The lack of clarity on how Adani Power managed to use large quantities of low-quality reject coal in a supercritical thermal power station necessitates a closer look at its operations by government authorities, activists say.
A dip in reserves
There is another reason why activists are concerned about the use of coal mined from Parsa East and Kanta Basan.
In 2011, when the Parsa East and Kanta Basan mine was cleared for mining, the amount of mineable coal was calculated to be 137 million tonnes. The mineral was to be extracted over 15 years, according to the mining plan.
However, just nine years later, in September 2020, the Rajasthan Rajya Vidyut Utpadan Nigam Limited wrote to the Union environment ministry stating that only about 20 million tonnes of coal reserves were left in the mine.
The faster-than-expected exhaustion of the mine’s coal reserves was attributed to two reasons. First, the annual production capacity had been enhanced from 10 tonnes million to 15 million tonnes from September 2018.

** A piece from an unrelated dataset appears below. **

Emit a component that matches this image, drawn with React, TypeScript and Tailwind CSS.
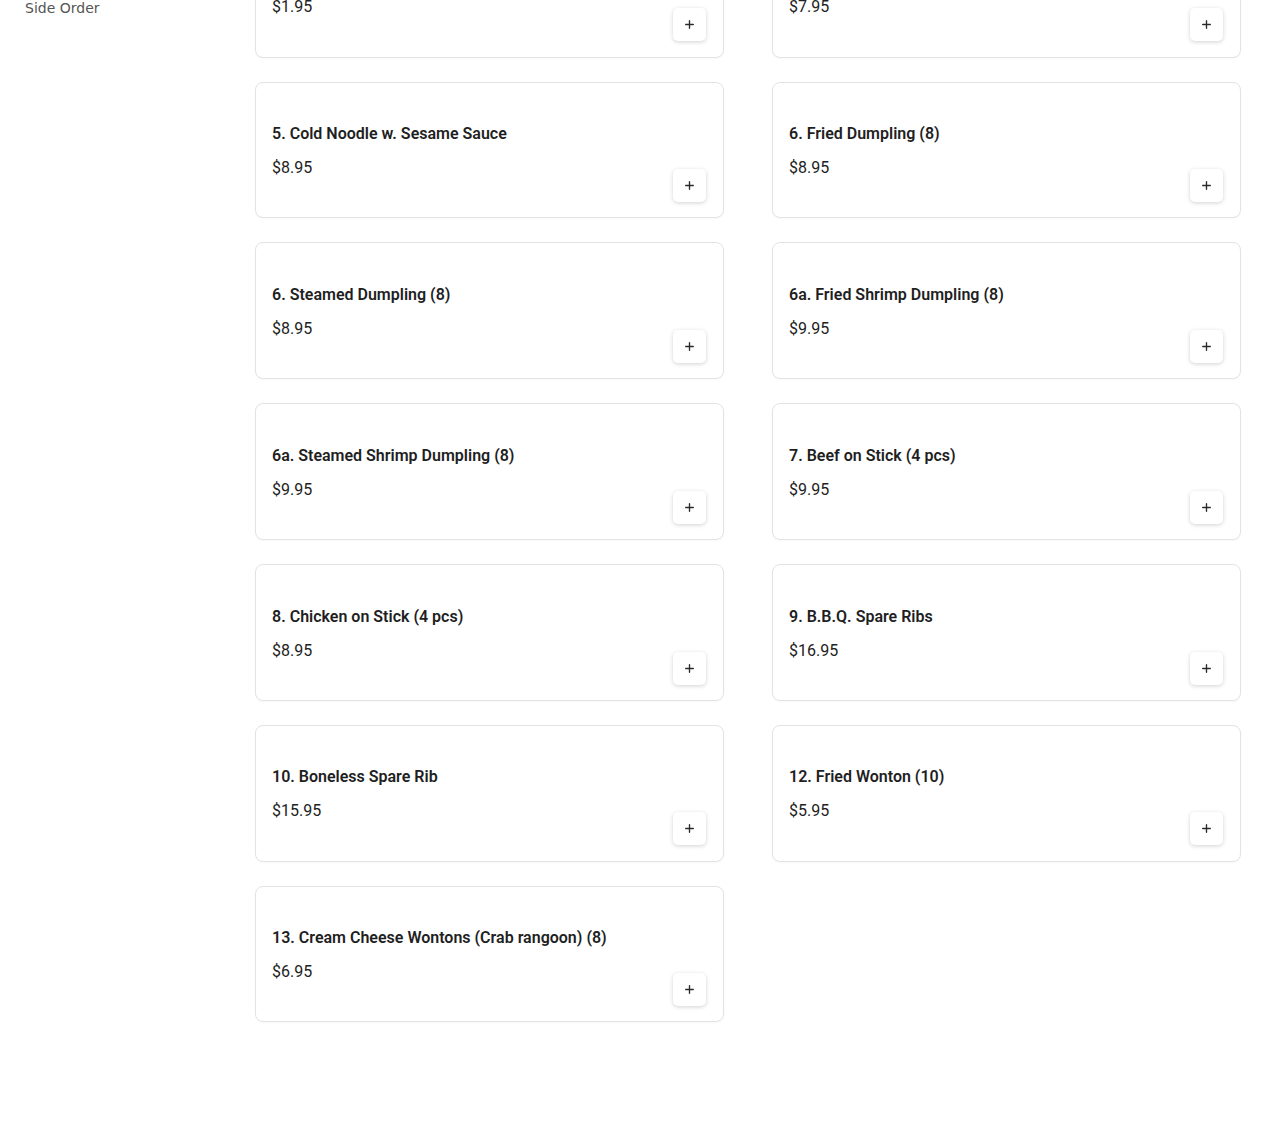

But more critically, the letter stated that almost 55 million tonnes of coal – 40% of the total mine capacity – could not be mined as it was “locked in working benches”, or the horizontal steps created to go deeper into the opencast mine. The original plan, the letter contended, had “missed some important safety factors” resulting in the miscalculation of the mineable reserves.
The Union coal ministry did not respond to Scroll.in’s query about whether it had independently examined Rajasthan Rajya Vidyut Utpadan Nigam Limited’s explanation about the premature depletion of coal in the mine.
To ensure steady coal supply to the Rajasthan power stations, the state company asked the government to allow it to expand the mining area. This second phase of the Parsa East and Kanta Basan project, also known as the extension project, would necessitate the felling of almost 2.5 lakh trees over an area of 1,137 hectares, and would displace the village of Ghatbarra entirely.
In 2016, the Chhattisgarh government annulled the forest rights conferred to the Adivasi residents of the village in 2013 under the Forest Rights Act in order to accommodate coal mining.
For nearly 10 months, hundreds of people have been sitting on an indefinite protest, asking for the company’s proposal to be rejected.
“Mining here will not only displace us, it will also displace our gods who reside in the forest,” said Jainandan Singh Porte, the sarpanch of the village, vowing to keep opposing the mining projects.
“We will not give up fighting,” he said. “Not at any cost.”